At one point in time, I belonged to three different unions. Can't remember all of them, but I do remember there were three.
I may still be a member ('retired in good standing') of the American Federation of Musicians, Local 149 (long story).
But I wouldn't really call myself a 'union' man.
Still, when I see the abuse that's being heaped on the United Auto Workers (UAW) union by right-wing commentators over the UAW's failure to win an 'organization' vote at Volkswagen's Chattanooga Tennessee plant - saying that it means the South won't be dragged down like Detroit was - I marvel at these people who fail to study history.
It's as if the UAW was to blame for all of Detroit's faults.
I don't think it was a Union man who decided that all GM cars should look exactly the same back in the 1980s.
And I KNOW it wasn't a union man who designed the Edsel or the Pontiac Aztek.
In fact, if you look at the half-century starting in the mid-1930s when the auto workers unions began, the United States and Canada produced by far the most cars in the world.
They were also the best cars in the world, leaders in design, in technology, in safety, in efficiency.
Not to mention constituting by far the biggest component of the 'Arsenal of Democracy' which built the machinery that won World War II.
After the war, this system allowed legions of hourly workers to make decent wages, put their kids through school, and look forward to a comfortable retirement.

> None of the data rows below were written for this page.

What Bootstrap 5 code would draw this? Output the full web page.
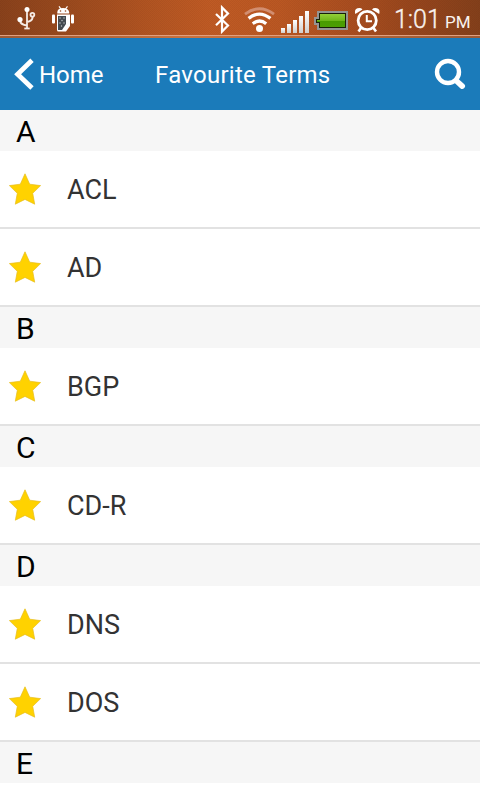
<!DOCTYPE html>
<html lang="en">
<head>
<meta charset="utf-8">
<meta name="viewport" content="width=device-width, initial-scale=1">
<title>Favourite Terms</title>
<link href="https://cdn.jsdelivr.net/npm/bootstrap@5.3.0/dist/css/bootstrap.min.css" rel="stylesheet">
<style>
body{font-family:Roboto,"Liberation Sans",sans-serif;width:480px;height:800px;overflow:hidden;background:#fff}
svg{display:block;flex:none}
.statusbar{height:38px;background:
 linear-gradient(#e0a080,#e0a080) 0 35px/100% 1px no-repeat,
 linear-gradient(90deg,#9c5a35,#c9733f 40%,#9c5a35) 0 36px/100% 2px no-repeat,
 repeating-conic-gradient(rgba(70,20,0,.07) 0 25%,transparent 0 50%) 0 0/2px 2px,
 linear-gradient(90deg,#89421c 0,#9a4a1e 14%,#b25522 31%,#c05b25 44%,#bb5823 58%,#ab4f20 72%,#97461d 86%,#83401b 100%)}
.clock{font-size:25px;line-height:38px;color:#f9f2ee;font-weight:300;-webkit-text-stroke:.35px #f9f2ee;width:47px;padding-top:1px;margin-left:-1px}
.ampm{font-size:17px;line-height:38px;padding-top:3px;color:#f9f2ee;width:25px;margin-left:4px}
.titlebar{height:72px;background:#1b7bba}
.titlebar span{font-size:24px;line-height:36px;color:#fff;padding-top:2px}
.back{width:139px}
.screen-title{letter-spacing:.26px}
.search{margin-right:14px}
.section-head{height:41px;padding-left:16px;background:#f6f6f6;color:#000;font-size:30px;line-height:43px}
.term{height:78px;border-bottom:2px solid #e2e2e2;padding-left:9px;color:#333;font-size:27px;line-height:40px}
.term span{margin-left:26px;padding-top:2px}
</style>
</head>
<body>
<svg width="0" height="0" class="position-absolute"><defs>
<symbol id="star" viewBox="0 0 32 32"><path d="M16 .8L20.7 11.2 31.6 12.6 23.7 20.3 25.7 31.2 16 26.4 6.3 31.2 8.3 20.3.4 12.6 11.3 11.2Z" fill="#ffd200" stroke="#e6bd1c" stroke-width=".7"/></symbol>
</defs></svg>

<header class="statusbar d-flex">
<svg width="215" height="38" viewBox="0 0 215 38" fill="none" stroke="#f5ebe5">
 <g stroke-width="1.8"><path d="M27 10V28M20 20V21Q20.5 24.5 27 25.5M32.5 16.5V18Q32 21 27 22"/><path d="M24.3 28.5H29.7" stroke-width="1.8"/><circle cx="27" cy="9.5" r="2.5" fill="#fff" stroke="none"/><circle cx="20" cy="19.5" r="2.6" fill="#fff" stroke="none"/><circle cx="32.4" cy="14.8" r="1.9"/></g>
 <g fill="#fff" stroke="none"><path d="M57.3 13.5V12Q57.8 8 63 8T69.2 12V13.5ZM57 14.5H70V26L66 31.5H58.5Q57 31.5 57 30Z"/><rect x="52" y="14.5" width="3" height="9" rx="1"/><rect x="71" y="14.5" width="3" height="9" rx="1"/><path d="M59 6.3L61 9M67.5 6.3L65.5 9" stroke="#fff" stroke-width="1.2"/>
 <path d="M58 16H66V24L62 30H58Z" fill="#444b50"/><g fill="#c4c7ca"><circle cx="60" cy="18" r=".7"/><circle cx="64" cy="18" r=".7"/><circle cx="62" cy="20.5" r=".7"/><circle cx="60" cy="23" r=".7"/><circle cx="64" cy="23" r=".7"/><circle cx="61.5" cy="26" r=".7"/></g><circle cx="60.5" cy="11" r=".8" fill="#96481c"/><circle cx="65.5" cy="11" r=".8" fill="#96481c"/></g>
</svg>
<svg width="180" height="38" viewBox="215 0 180 38" fill="none">
 <defs><linearGradient id="bar" x2="0" y2="1"><stop stop-color="#fff"/><stop offset="1" stop-color="#d0cecc"/></linearGradient><linearGradient id="cell" x2="0" y2="1"><stop stop-color="#93cf38"/><stop offset=".5" stop-color="#6fb81b"/><stop offset=".55" stop-color="#489b00"/><stop offset="1" stop-color="#4d9e04"/></linearGradient></defs>
 <path d="M216 14L228 25.5 222 31.5V7.5L228 13.5 216 25.2" stroke="#fff" stroke-width="2.2"/>
 <circle cx="259.5" cy="28.5" r="3.5" fill="#fff"/>
 <path d="M252.8 23.7Q259.5 18.3 266.2 23.7M248.6 18.4Q259.5 9.8 270.4 18.4" stroke="#fff" stroke-width="3.3"/><path d="M245 14.1Q259.5 3.3 274 14.1" stroke="#d28e70" stroke-width="2.8"/>
 <g fill="url(#bar)"><rect x="281" y="28" width="4" height="5"/><rect x="287" y="24" width="4" height="9"/><rect x="293" y="20" width="4" height="13"/><rect x="299" y="16" width="4" height="17"/><rect x="305" y="11" width="4" height="22"/></g>
 <path d="M317 11H348V30H317V25H314V17H317Z" fill="#949492"/><path d="M319 13H346V28H319V23H316V19H319Z" fill="#172008"/><path d="M320 14H345V27H320V22H317V20H320Z" fill="url(#cell)"/>
 <circle cx="367.2" cy="20.5" r="9.1" stroke="#fff" stroke-width="2.8"/><path d="M366.8 15V21.2H372" stroke="#fff" stroke-width="2"/><path d="M361 28L358.5 31.5M373.5 28L376 31.5" stroke="#fff" stroke-width="2.6"/><path d="M355.3 14Q354 9.5 357.5 8.3 360.8 7.4 362.5 9.4ZM379.2 14Q380.5 9.5 377 8.3 373.7 7.4 372 9.4Z" fill="#fff"/>
</svg>
<div class="clock text-nowrap">1:01</div><div class="ampm text-nowrap">PM</div>
</header>

<nav class="titlebar d-flex align-items-center">
<div class="back d-flex align-items-center">
<svg class="ms-3" width="23" height="32" viewBox="16 58 23 32" overflow="visible"><path d="M32 60.3L17.6 74.2 32 88" fill="none" stroke="#fff" stroke-width="4.8"/></svg>
<span>Home</span></div>
<span class="screen-title text-nowrap ms-3">Favourite Terms</span>
<svg class="search ms-auto" width="32" height="32" viewBox="434 58 32 32" fill="none" stroke="#fff"><circle cx="448" cy="72" r="11" stroke-width="4.4"/><path d="M456.3 80.7L462.2 86.1" stroke-width="5.6" stroke-linecap="round"/></svg>
</nav>

<main>
<h2 class="section-head m-0 fw-normal">A</h2>
<div class="term d-flex align-items-center"><svg width="32" height="32"><use href="#star"/></svg><span>ACL</span></div>
<div class="term d-flex align-items-center"><svg width="32" height="32"><use href="#star"/></svg><span>AD</span></div>
<h2 class="section-head m-0 fw-normal">B</h2>
<div class="term d-flex align-items-center"><svg width="32" height="32"><use href="#star"/></svg><span>BGP</span></div>
<h2 class="section-head m-0 fw-normal">C</h2>
<div class="term d-flex align-items-center"><svg width="32" height="32"><use href="#star"/></svg><span>CD-R</span></div>
<h2 class="section-head m-0 fw-normal">D</h2>
<div class="term d-flex align-items-center"><svg width="32" height="32"><use href="#star"/></svg><span>DNS</span></div>
<div class="term d-flex align-items-center"><svg width="32" height="32"><use href="#star"/></svg><span>DOS</span></div>
<h2 class="section-head m-0 fw-normal">E</h2>
</main>
<script src="https://cdn.jsdelivr.net/npm/bootstrap@5.3.0/dist/js/bootstrap.bundle.min.js"></script>
</body>
</html>
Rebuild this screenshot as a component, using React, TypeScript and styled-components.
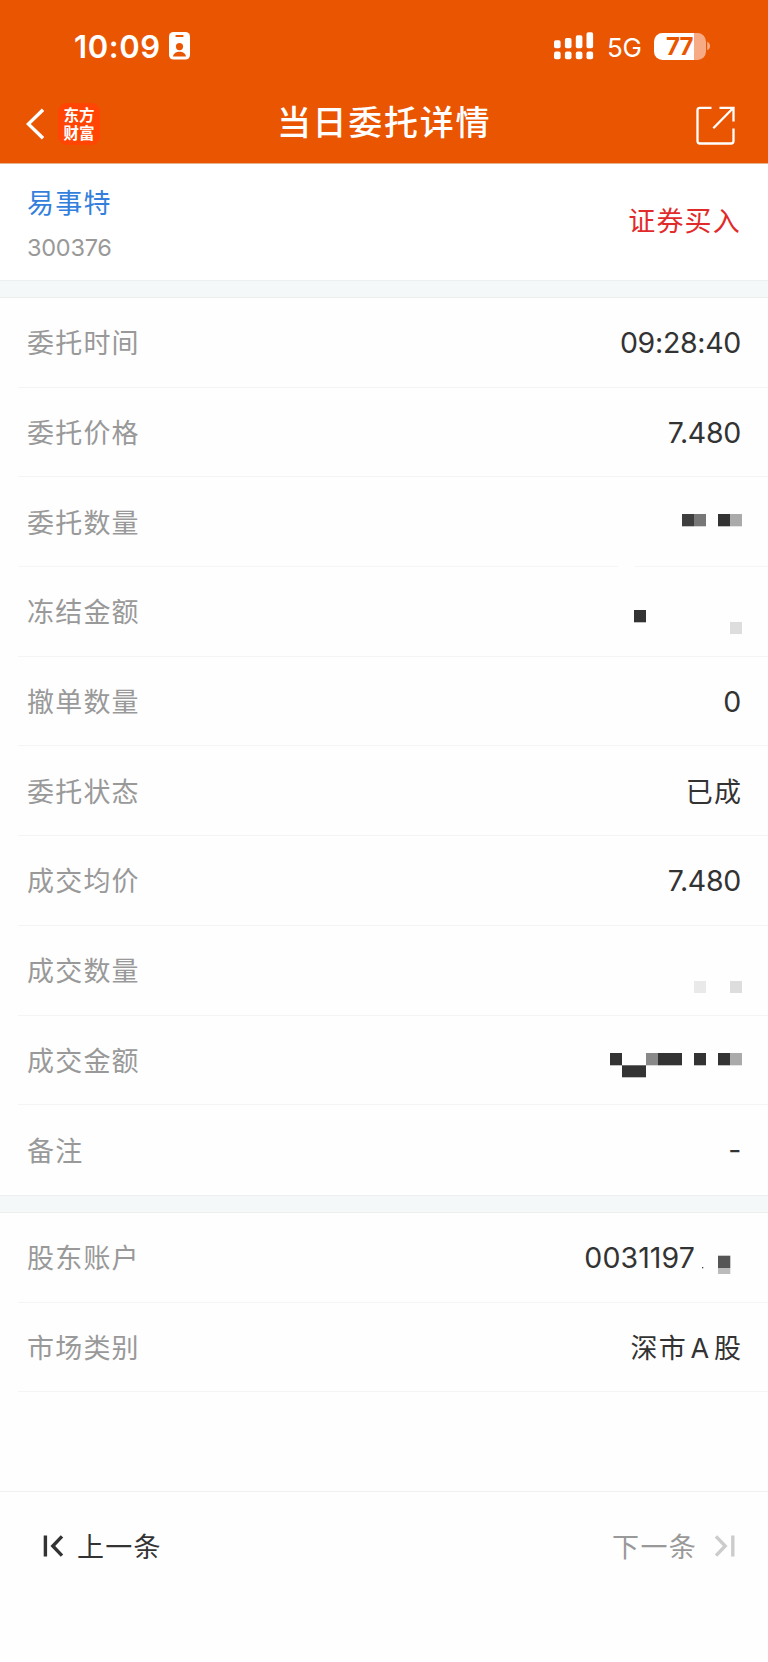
import React from "react";
import styled, { createGlobalStyle } from "styled-components";

const ORANGE = "#ea5502";
const INK = "#333333";

const GlobalStyle = createGlobalStyle`
  * { box-sizing: border-box; }
  body {
    margin: 0;
    background: #fefefe;
    font-family: Inter, "Noto Sans CJK SC", sans-serif;
    color: ${INK};
  }
`;

const Screen = styled.div`
  width: 768px;
  height: 1662px;
  display: flex;
  flex-direction: column;
  overflow: hidden;
`;

const Header = styled.header`
  height: 164px;
  flex: none;
  display: flex;
  flex-direction: column;
  background: ${ORANGE};
  border-bottom: 1px solid #e5b28c;
  color: #ffffff;
`;

const StatusBar = styled.div`
  height: 84px;
  padding: 8px 57px 0 74px;
  display: flex;
  align-items: center;
`;

const Clock = styled.span`
  width: 95px;
  font-size: 31px;
  font-weight: 600;
  letter-spacing: 0.6px;
  white-space: nowrap;
`;

const StatusRight = styled.div`
  margin-left: auto;
  display: flex;
  align-items: center;
`;

const Network = styled.span`
  width: 60px;
  padding-left: 13px;
  font-size: 26px;
  letter-spacing: -0.4px;
  line-height: 30px;
  margin-top: 3px;
  white-space: nowrap;
`;

const BatteryWrap = styled.div`
  width: 57px;
  height: 28px;
  display: flex;
  align-items: center;
`;

const BatteryBody = styled.div`
  width: 52px;
  height: 27px;
  border-radius: 8.5px;
  background: linear-gradient(90deg, #ffffff 39.5px, #f6ab84 39.5px);
  color: ${ORANGE};
  font-size: 24px;
  font-weight: 700;
  line-height: 27px;
  letter-spacing: -1px;
  padding-left: 12px;
`;

const NavBar = styled.div`
  flex: 1;
  display: grid;
  grid-template-columns: 200px 1fr 200px;
  align-items: center;
`;

const NavLeft = styled.div`
  display: flex;
  align-items: center;
  padding-left: 26px;
`;

const Logo = styled.div`
  width: 42px;
  height: 42px;
  margin-left: 14px;
  border-radius: 9px;
  background: #ff4403;
  font-family: "Noto Sans CJK SC", sans-serif;
  font-size: 15.5px;
  font-weight: 700;
  line-height: 18px;
  padding-top: 2px;
  text-align: center;
`;

const Title = styled.h1`
  margin: 0 0 5px;
  font-family: "Noto Sans CJK SC", sans-serif;
  font-size: 34px;
  font-weight: 500;
  letter-spacing: 1.7px;
  line-height: 50px;
  text-align: center;
  white-space: nowrap;
`;

const NavRight = styled.div`
  display: flex;
  justify-content: flex-end;
  padding: 3px 33px 0 0;
`;

const Summary = styled.section`
  height: 116px;
  flex: none;
  padding: 20px 27px 0 27px;
  display: flex;
  justify-content: space-between;
  background: #ffffff;
`;

const StockName = styled.div`
  font-size: 27px;
  line-height: 40px;
  letter-spacing: 1.3px;
  color: #347fdc;
`;

const StockCode = styled.div`
  margin-top: 8px;
  font-size: 23.5px;
  line-height: 32px;
  letter-spacing: -0.25px;
  color: #999999;
`;

const Side = styled.div`
  margin-top: 18px;
  font-size: 27px;
  line-height: 40px;
  letter-spacing: 1.2px;
  color: #e12b2b;
`;

const Band = styled.div`
  height: 18px;
  flex: none;
  background: #f4f8f9;
  border-top: 1px solid #eeeff0;
  border-bottom: 1px solid #eceeee;
`;

const List = styled.section`
  flex: none;
`;

const RowBox = styled.div<{ $last?: boolean; $gap?: boolean }>`
  height: 89.7px;
  margin-left: 18px;
  padding: 0 27px 0 9px;
  display: flex;
  justify-content: space-between;
  align-items: center;
  background: ${(p) =>
    p.$last
      ? "none"
      : p.$gap
        ? "linear-gradient(90deg, #f6f6f6 600px, transparent 600px, transparent 617px, #f6f6f6 617px) bottom / 100% 1px no-repeat"
        : "linear-gradient(#f4f4f4, #f4f4f4) bottom / 100% 1px no-repeat"};
`;

const Label = styled.span`
  margin-bottom: 1px;
  font-family: "Noto Sans CJK SC", sans-serif;
  font-size: 27px;
  line-height: 40px;
  letter-spacing: 1.2px;
  color: #999999;
`;

const Value = styled.span<{ $cjk?: boolean; $wide?: boolean }>`
  font-size: ${(p) => (p.$cjk ? 27 : 28.5)}px;
  line-height: 40px;
  letter-spacing: ${(p) => (p.$cjk ? 1.1 : p.$wide ? 0.1 : -0.3)}px;
  word-spacing: ${(p) => (p.$cjk ? -5 : 0)}px;
  margin-right: ${(p) => (p.$cjk ? -1 : 0)}px;
  padding-top: ${(p) => (p.$cjk ? 4 : 0.6)}px;
  white-space: pre;
`;

const Masked = styled.span`
  display: flex;
  align-items: center;
  height: 100%;
`;

const MosaicSvg = styled.svg`
  flex: none;
  align-self: flex-start;
  margin-right: -1px;
`;

const Footer = styled.footer`
  margin-top: auto;
  height: 171px;
  flex: none;
  padding: 34px 33px 0 43px;
  display: flex;
  justify-content: space-between;
  align-items: flex-start;
  border-top: 1px solid #f0f0f0;
`;

const Pager = styled.button<{ $muted?: boolean }>`
  display: flex;
  align-items: center;
  gap: ${(p) => (p.$muted ? 17 : 13)}px;
  padding: 0;
  border: 0;
  background: none;
  font-family: "Noto Sans CJK SC", sans-serif;
  font-size: 27px;
  line-height: 40px;
  letter-spacing: 1.3px;
  color: ${(p) => (p.$muted ? "#999999" : INK)};
`;

// x, y, width, height, fill within a strip 132px wide and one row high
type Cell = [number, number, number, number, string];

const Mosaic = ({ cells, width = 132 }: { cells: Cell[]; width?: number }) => (
  <MosaicSvg width={width} height="88" viewBox={`${132 - width} 0 ${width} 88`}>
    {cells.map(([x, y, w, h, fill], i) => (
      <rect key={i} x={x} y={y} width={w} height={h} fill={fill} />
    ))}
  </MosaicSvg>
);

const orderRows: { label: string; value?: string; cjk?: boolean; cells?: Cell[]; gap?: boolean }[] = [
  { label: "委托时间", value: "09:28:40" },
  { label: "委托价格", value: "7.480" },
  {
    label: "委托数量",
    gap: true,
    cells: [
      [72, 37, 12, 12.3, "#3e3e3e"],
      [84, 37, 12, 12.3, "#777777"],
      [108, 37, 12, 12.3, "#333333"],
      [120, 37, 12, 12.3, "#aaaaaa"],
    ],
  },
  {
    label: "冻结金额",
    cells: [
      [24, 43, 12, 12.3, "#333333"],
      [120, 55, 12, 12, "#dddddd"],
    ],
  },
  { label: "撤单数量", value: "0" },
  { label: "委托状态", value: "已成", cjk: true },
  { label: "成交均价", value: "7.480" },
  {
    label: "成交数量",
    cells: [
      [84, 55, 12, 12, "#e9e9e9"],
      [120, 55, 12, 12, "#dddddd"],
    ],
  },
  {
    label: "成交金额",
    cells: [
      [0, 37, 12, 12.3, "#333333"],
      [12, 49.3, 24, 12, "#333333"],
      [36, 37, 12, 12.3, "#888888"],
      [48, 37, 24, 12.3, "#333333"],
      [84, 37, 12, 12.3, "#333333"],
      [108, 37, 12, 12.3, "#333333"],
      [120, 37, 12, 12.3, "#aaaaaa"],
    ],
  },
  { label: "备注", value: "-" },
];

const App = () => (
  <>
    <GlobalStyle />
    <Screen>
      <Header>
        <StatusBar>
          <Clock>10:09</Clock>
          <svg width="21" height="28" viewBox="0 0 21 28">
            <rect width="21" height="27.5" rx="4.5" fill="#fff" />
            <rect x="6.3" y="3" width="8.4" height="2" rx="1" fill={ORANGE} />
            <circle cx="10.5" cy="14.6" r="3.6" fill={ORANGE} />
            <path d="M4 24.6C4.4 21.5 7 19.8 10.5 19.8S16.6 21.5 17 24.6Z" fill={ORANGE} />
          </svg>
          <StatusRight>
            <svg width="40" height="28" viewBox="0 0 40 28" fill="#fff">
              <rect x="0" y="8.3" width="6.6" height="7.9" rx="1.8" />
              <rect x="10.9" y="6" width="6.6" height="10.2" rx="1.8" />
              <rect x="21.8" y="3.2" width="6.6" height="13" rx="1.8" />
              <rect x="32.5" y="0.2" width="6.6" height="16" rx="1.8" />
              <rect x="0" y="19.6" width="6.6" height="7.6" rx="2" />
              <rect x="10.9" y="19.6" width="6.6" height="7.6" rx="2" />
              <rect x="21.8" y="19.6" width="6.6" height="7.6" rx="2" />
              <rect x="32.5" y="19.6" width="6.6" height="7.6" rx="2" />
            </svg>
            <Network>5G</Network>
            <BatteryWrap>
              <BatteryBody>77</BatteryBody>
              <svg width="5" height="10" viewBox="0 0 5 10">
                <path d="M1.2 0.8C5 2.4 5 7.6 1.2 9.2Z" fill="#f6ab84" />
              </svg>
            </BatteryWrap>
          </StatusRight>
        </StatusBar>
        <NavBar>
          <NavLeft>
            <svg width="18" height="32" viewBox="0 0 18 32" fill="none" stroke="#fff" strokeWidth="3.3">
              <path d="M17 1.8L2.3 16L17 30.2" />
            </svg>
            <Logo>
              东方
              <br />
              财富
            </Logo>
          </NavLeft>
          <Title>当日委托详情</Title>
          <NavRight>
            <svg width="39" height="39" viewBox="0 0 39 39" fill="none" stroke="#fff" strokeWidth="2.3">
              <path d="M15.5 1.8H4Q1.5 1.8 1.5 4.3V35Q1.5 37.5 4 37.5H35Q37.5 37.5 37.5 35V22.5" />
              <path d="M23.5 1.8H37.5V15.5M37.2 2L17.3 22.3" />
            </svg>
          </NavRight>
        </NavBar>
      </Header>

      <Summary>
        <div>
          <StockName>易事特</StockName>
          <StockCode>300376</StockCode>
        </div>
        <Side>证券买入</Side>
      </Summary>
      <Band />

      <List>
        {orderRows.map((r, i) => (
          <RowBox key={r.label} $gap={r.gap} $last={i === orderRows.length - 1}>
            <Label>{r.label}</Label>
            {r.cells ? <Mosaic cells={r.cells} /> : <Value $cjk={r.cjk}>{r.value}</Value>}
          </RowBox>
        ))}
      </List>
      <Band />
      <List>
        <RowBox>
          <Label>股东账户</Label>
          <Masked>
            <Value $wide>0031197</Value>
            <Mosaic
              width={47}
              cells={[
                [92, 54, 1.3, 1.3, "#444444"],
                [108, 42.7, 12.3, 12.3, "#555555"],
                [108, 55, 12.3, 6, "#bbbbbb"],
              ]}
            />
          </Masked>
        </RowBox>
        <RowBox>
          <Label>市场类别</Label>
          <Value $cjk>深市 A 股</Value>
        </RowBox>
      </List>

      <Footer>
        <Pager>
          <svg width="21" height="22" viewBox="0 0 21 22" fill="none" stroke={INK} strokeWidth="3.4">
            <path d="M2.4 0.5V21.5M19 1.4L9.8 11L19 20.6" />
          </svg>
          上一条
        </Pager>
        <Pager $muted>
          下一条
          <svg width="21" height="22" viewBox="0 0 21 22" fill="none" stroke="#cccccc" strokeWidth="3.4">
            <path d="M18.8 0.5V21.5M2 1.4L11.2 11L2 20.6" />
          </svg>
        </Pager>
      </Footer>
    </Screen>
  </>
);

export default App;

Sure, both sides made mistakes.
But the major flaw in the system was that in the States anyway, the unions forced the manufacturers to provide the benefits their own governments were too stupid to provide.
Geez; they're still fighting over universal medical care down there.
Because the cost of these social needs was forced onto the companies rather than onto society as a whole, companies with ageing work forces were penalized compared to newly-established companies, like the foreign-owned 'transplants' that began arriving in the 1980s.
The 'legacy' costs of supplying pension and medical benefits to their older work forces meant domestic manufacturers had something like $1,200 in every car before the first weld was made.
Toyota can compete even-up, thank you very much.
Give them a $1,200 head start - at cost, not at retail - and they'll eat your lunch.
Opposition by Neanderthal Republican politicians in Tennessee was the main factor that derailed the organization drive. They were claiming VW would move all the jobs to Mexico if the workers unionized.
What? And walk away from a multi-billion dollar three-year old plant?
VW was remarkably neutral in all this. It actually allowed the UAW access to its facilities to talk to the workers. VW is used to dealing with the gigantic and powerful IG Metall, the union in Germany. Relations aren't always pleasant, but Worker Councils are part of the way things are done over there.
Now, some of my best friends are Americans.
But sometimes, you have to wonder if they'll ever make it into the twenty-first century.